De zwembadpas van Europa
Europa struikelt voortdurend naar voren. Het risico om plat voorover te vallen is te groot als we de consequenties van onze stappen niet beter overwegen, denkt Kars Veling, directeur van ProDemos.
Griekenland niet steunen is geen optie, wordt in Europa gezegd. Het opbreken van de gezamenlijke munt is duurder dan uitbreiding van kredieten voor landen met te grote schulden. Met de invoering van de euro heeft Europa A gezegd. We kunnen nu niet anders dan B zeggen. Dat wil zeggen: solidariteit opbrengen en de zeggenschap van lidstaten over hun eigen begrotingen beperken. Lastig, maar de door onszelf gecreëerde druk zal er wellicht toe leiden dat Europa er per saldo sterker door wordt.

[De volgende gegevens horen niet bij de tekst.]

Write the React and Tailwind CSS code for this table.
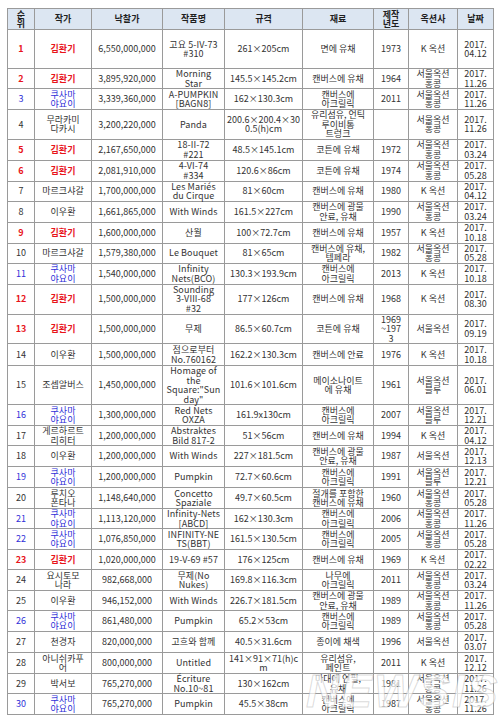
import React from 'react';

// 2017 국내 경매 낙찰가 상위 30
const rows = [
  { r: 1, a: '김환기', p: '6,550,000,000', t: ['고요 5-IV-73', '#310'], s: ['261×205cm'], m: ['면에 유채'], y: ['1973'], au: ['K 옥션'], d: '04.12', h: 'h-[39px]' },
  { r: 2, a: '김환기', p: '3,895,920,000', t: ['Morning', 'Star'], s: ['145.5×145.2cm'], m: ['캔버스에 유채'], y: ['1964'], au: ['서울옥션', '홍콩'], d: '11.26', h: 'h-[20px]' },
  { r: 3, a: ['쿠사마', '야요이'], p: '3,339,360,000', t: ['A-PUMPKIN', '[BAGN8]'], s: ['162×130.3cm'], m: ['캔버스에', '아크릴릭'], y: ['2011'], au: ['서울옥션', '홍콩'], d: '11.26', h: 'h-[21px]' },
  { r: 4, a: ['무라카미', '다카시'], p: '3,200,220,000', t: ['Panda'], s: ['200.6×200.4×30', '0.5(h)cm'], m: ['유리섬유, 언틱', '루이비통', '트렁크'], y: [''], au: ['서울옥션', '홍콩'], d: '11.26', h: 'h-[29px]' },
  { r: 5, a: '김환기', p: '2,167,650,000', t: ['18-II-72', '#221'], s: ['48.5×145.1cm'], m: ['코튼에 유채'], y: ['1972'], au: ['서울옥션', '홍콩'], d: '03.24', h: 'h-[21px]' },
  { r: 6, a: '김환기', p: '2,081,910,000', t: ['4-VI-74', '#334'], s: ['120.6×86cm'], m: ['코튼에 유채'], y: ['1974'], au: ['서울옥션', '홍콩'], d: '05.28', h: 'h-[21px]' },
  { r: 7, a: '마르크샤갈', p: '1,700,000,000', t: ['Les Mariés', 'du Cirque'], s: ['81×60cm'], m: ['캔버스에 유채'], y: ['1980'], au: ['K 옥션'], d: '04.12', h: 'h-[20px]' },
  { r: 8, a: '이우환', p: '1,661,865,000', t: ['With Winds'], s: ['161.5×227cm'], m: ['캔버스에 광물', '안료, 유채'], y: ['1990'], au: ['서울옥션', '홍콩'], d: '03.24', h: 'h-[21px]' },
  { r: 9, a: '김환기', p: '1,600,000,000', t: ['산월'], s: ['100×72.7cm'], m: ['캔버스에 유채'], y: ['1957'], au: ['K 옥션'], d: '10.18', h: 'h-[21px]' },
  { r: 10, a: '마르크샤갈', p: '1,579,380,000', t: ['Le Bouquet'], s: ['81×65cm'], m: ['캔버스에 유채,', '템페라'], y: ['1982'], au: ['서울옥션', '홍콩'], d: '05.28', h: 'h-[20px]' },
  { r: 11, a: ['쿠사마', '야요이'], p: '1,540,000,000', t: ['Infinity', 'Nets(BCO)'], s: ['130.3×193.9cm'], m: ['캔버스에', '아크릴릭'], y: ['2013'], au: ['K 옥션'], d: '10.18', h: 'h-[21px]' },
  { r: 12, a: '김환기', p: '1,500,000,000', t: ['Sounding', '3-VIII-68', '#32'], s: ['177×126cm'], m: ['캔버스에 유채'], y: ['1968'], au: ['K 옥션'], d: '08.30', h: 'h-[30px]' },
  { r: 13, a: '김환기', p: '1,500,000,000', t: ['무제'], s: ['86.5×60.7cm'], m: ['코튼에 유채'], y: ['1969', '~197', '3'], au: ['서울옥션'], d: '09.19', h: 'h-[29px]' },
  { r: 14, a: '이우환', p: '1,500,000,000', t: ['점으로부터', 'No.760162'], s: ['162.2×130.3cm'], m: ['캔버스에 안료'], y: ['1976'], au: ['K 옥션'], d: '10.18', h: 'h-[22px]' },
  { r: 15, a: '조셉알버스', p: '1,450,000,000', t: ['Homage of', 'the', 'Square:"Sun', 'day"'], s: ['101.6×101.6cm'], m: ['메이소나이트', '에 유채'], y: ['1961'], au: ['서울옥션', '블루'], d: '06.01', h: 'h-[38px]' },
  { r: 16, a: ['쿠사마', '야요이'], p: '1,300,000,000', t: ['Red Nets', 'OXZA'], s: ['161.9x130cm'], m: ['캔버스에', '아크릴릭'], y: ['2007'], au: ['서울옥션', '블루'], d: '12.21', h: 'h-[21px]' },
  { r: 17, a: ['게르하르트', '리히터'], p: '1,200,000,000', t: ['Abstraktes', 'Bild 817-2'], s: ['51×56cm'], m: ['캔버스에 유채'], y: ['1994'], au: ['K 옥션'], d: '04.12', h: 'h-[20px]' },
  { r: 18, a: '이우환', p: '1,200,000,000', t: ['With Winds'], s: ['227×181.5cm'], m: ['캔버스에 광물', '안료, 유채'], y: ['1987'], au: ['서울옥션'], d: '12.13', h: 'h-[21px]' },
  { r: 19, a: ['쿠사마', '야요이'], p: '1,200,000,000', t: ['Pumpkin'], s: ['72.7×60.6cm'], m: ['캔버스에', '아크릴릭'], y: ['1991'], au: ['서울옥션', '블루'], d: '12.21', h: 'h-[21px]' },
  { r: 20, a: ['루치오', '폰타나'], p: '1,148,640,000', t: ['Concetto', 'Spaziale'], s: ['49.7×60.5cm'], m: ['절개를 포함한', '캔버스에 유채'], y: ['1960'], au: ['서울옥션', '홍콩'], d: '05.28', h: 'h-[21px]' },
  { r: 21, a: ['쿠사마', '야요이'], p: '1,113,120,000', t: ['Infinity-Nets', '[ABCD]'], s: ['162×130.3cm'], m: ['캔버스에', '아크릴릭'], y: ['2006'], au: ['서울옥션', '홍콩'], d: '11.26', h: 'h-[20px]' },
  { r: 22, a: ['쿠사마', '야요이'], p: '1,076,850,000', t: ['INFINITY-NE', 'TS(BBT)'], s: ['161.5×130.5cm'], m: ['캔버스에', '아크릴릭'], y: ['2005'], au: ['서울옥션', '홍콩'], d: '05.28', h: 'h-[21px]' },
  { r: 23, a: '김환기', p: '1,020,000,000', t: ['19-V-69 #57'], s: ['176×125cm'], m: ['캔버스에 유채'], y: ['1969'], au: ['K 옥션'], d: '02.22', h: 'h-[20px]' },
  { r: 24, a: ['요시토모', '나라'], p: '982,668,000', t: ['무제(No', 'Nukes)'], s: ['169.8×116.3cm'], m: ['나무에', '아크릴릭'], y: ['2011'], au: ['서울옥션', '홍콩'], d: '03.24', h: 'h-[21px]' },
  { r: 25, a: '이우환', p: '946,152,000', t: ['With Winds'], s: ['226.7×181.5cm'], m: ['캔버스에 광물', '안료, 유채'], y: ['1989'], au: ['서울옥션', '홍콩'], d: '11.26', h: 'h-[20px]' },
  { r: 26, a: ['쿠사마', '야요이'], p: '861,480,000', t: ['Pumpkin'], s: ['65.2×53cm'], m: ['캔버스에', '아크릴릭'], y: ['1989'], au: ['서울옥션', '홍콩'], d: '05.28', h: 'h-[21px]' },
  { r: 27, a: '천경자', p: '820,000,000', t: ['고흐와 함께'], s: ['40.5×31.6cm'], m: ['종이에 채색'], y: ['1996'], au: ['서울옥션'], d: '03.07', h: 'h-[21px]' },
  { r: 28, a: ['아니쉬카푸', '어'], p: '800,000,000', t: ['Untitled'], s: ['141×91×71(h)c', 'm'], m: ['유리섬유,', '페인트'], y: ['2011'], au: ['K 옥션'], d: '12.12', h: 'h-[21px]' },
  { r: 29, a: '박서보', p: '765,270,000', t: ['Écriture', 'No.10~81'], s: ['130×162cm'], m: ['마대에 연필,', '유채'], y: ['1981'], au: ['서울옥션', '홍콩'], d: '11.26', h: 'h-[20px]' },
  { r: 30, a: ['쿠사마', '야요이'], p: '765,270,000', t: ['Pumpkin'], s: ['45.5×38cm'], m: ['캔버스에', '아크릴릭'], y: ['1987'], au: ['서울옥션', '홍콩'], d: '11.26', h: 'h-[21px]' },
];

const Lines = ({ items }) => {
  const list = Array.isArray(items) ? items : [items];
  return list.map((txt, i) => (
    <React.Fragment key={i}>
      {i > 0 && <br />}
      {txt}
    </React.Fragment>
  ));
};

const artistTone = (a) => {
  const name = Array.isArray(a) ? a[0] : a;
  if (name === '김환기') return 'text-[#e8131b] font-bold';
  if (name === '쿠사마') return 'text-[#2f2fd8]';
  return 'text-[#333333]';
};

const cell = 'border border-[#9a9a9a] text-center align-middle px-0 py-0 leading-[9.5px] whitespace-nowrap';

const App = () => {
  return (
    <div
      className="relative w-[500px] h-[721px] bg-white pt-2 pl-[7px] overflow-hidden"
      style={{ fontFamily: '"Noto Sans CJK KR", "Noto Sans", sans-serif' }}
    >
      <table className="table-fixed border-collapse w-[486px] text-[9px] text-[#333333]">
        <colgroup>
          <col className="w-[27px]" />
          <col className="w-[57px]" />
          <col className="w-[71px]" />
          <col className="w-[62px]" />
          <col className="w-[78px]" />
          <col className="w-[71px]" />
          <col className="w-[35px]" />
          <col className="w-[49px]" />
          <col className="w-[36px]" />
        </colgroup>
        <thead>
          <tr className="h-[21px] bg-[#dce6f2] text-[#1f1f1f] font-bold">
            <th className={cell}>순<br />위</th>
            <th className={cell}>작가</th>
            <th className={cell}>낙찰가</th>
            <th className={cell}>작품명</th>
            <th className={cell}>규격</th>
            <th className={cell}>재료</th>
            <th className={cell}>제작<br />년도</th>
            <th className={cell}>옥션사</th>
            <th className={cell}>날짜</th>
          </tr>
        </thead>
        <tbody>
          {rows.map((row) => {
            const tone = artistTone(row.a);
            return (
              <tr key={row.r} className={row.h}>
                <td className={`${cell} ${tone}`}>{row.r}</td>
                <td className={`${cell} ${tone}`}><Lines items={row.a} /></td>
                <td className={cell}>{row.p}</td>
                <td className={`${cell} tracking-[0.1px]`}><Lines items={row.t} /></td>
                <td className={cell}><Lines items={row.s} /></td>
                <td className={cell}><Lines items={row.m} /></td>
                <td className={cell}><Lines items={row.y} /></td>
                <td className={cell}><Lines items={row.au} /></td>
                <td className={cell}>2017.<br />{row.d}</td>
              </tr>
            );
          })}
        </tbody>
      </table>

      {/* NEWSIS 워터마크 */}
      <div
        className="absolute left-[306px] top-[668px] text-[46px] font-black italic tracking-[2px] text-white/70 leading-none pointer-events-none"
        style={{ fontFamily: '"Liberation Sans", Arial, sans-serif', WebkitTextStroke: '1px rgba(150,150,150,0.35)' }}
      >
        NEWSIS
      </div>
    </div>
  );
};

export default App;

Deze gang van Europa doet me denken aan de zwembadpas, de uitvinding van Kees de Jongen in het beroemde boek van Theo Thijssen. Eigenlijk moet je er witte gymnastiekschoentjes voor dragen, maar Kees wist ook zonder de juiste outfit aan iedereen te laten zien dat hij zich als een echte sporter kon voortbewegen. Bijvoorbeeld als hij naar het zwembad liep. “Als je ’s goed opschieten wou; moest je voorover gaan lopen, net of je telkens víel, en dan maar met je armen zwaaien, heen en weer. ” Voorover vallen en je armen heen en weer zwaaien, dan ga je vanzelf wel vooruit. Het alternatief is immers op je gezicht gaan.
In de theorie over de Europese integratie heet dit de functionalistische benadering. De voorstanders van Europa hebben de laatste decennia ervaren dat gezamenlijk politiek committment niet gemakkelijk te bereiken is. De zelfstandigheid van staten wordt uiteraard door regeringen en parlementen gekoesterd. Een strategie om toch voortgang te maken is om nuttige functies van de Europese gemeenschap te creëren. Het gevolg is dat dan vanzelf de druk ontstaat om de instituties en de procedures zo aan te passen dat deze functies aan alle lidstaten ten goede komen.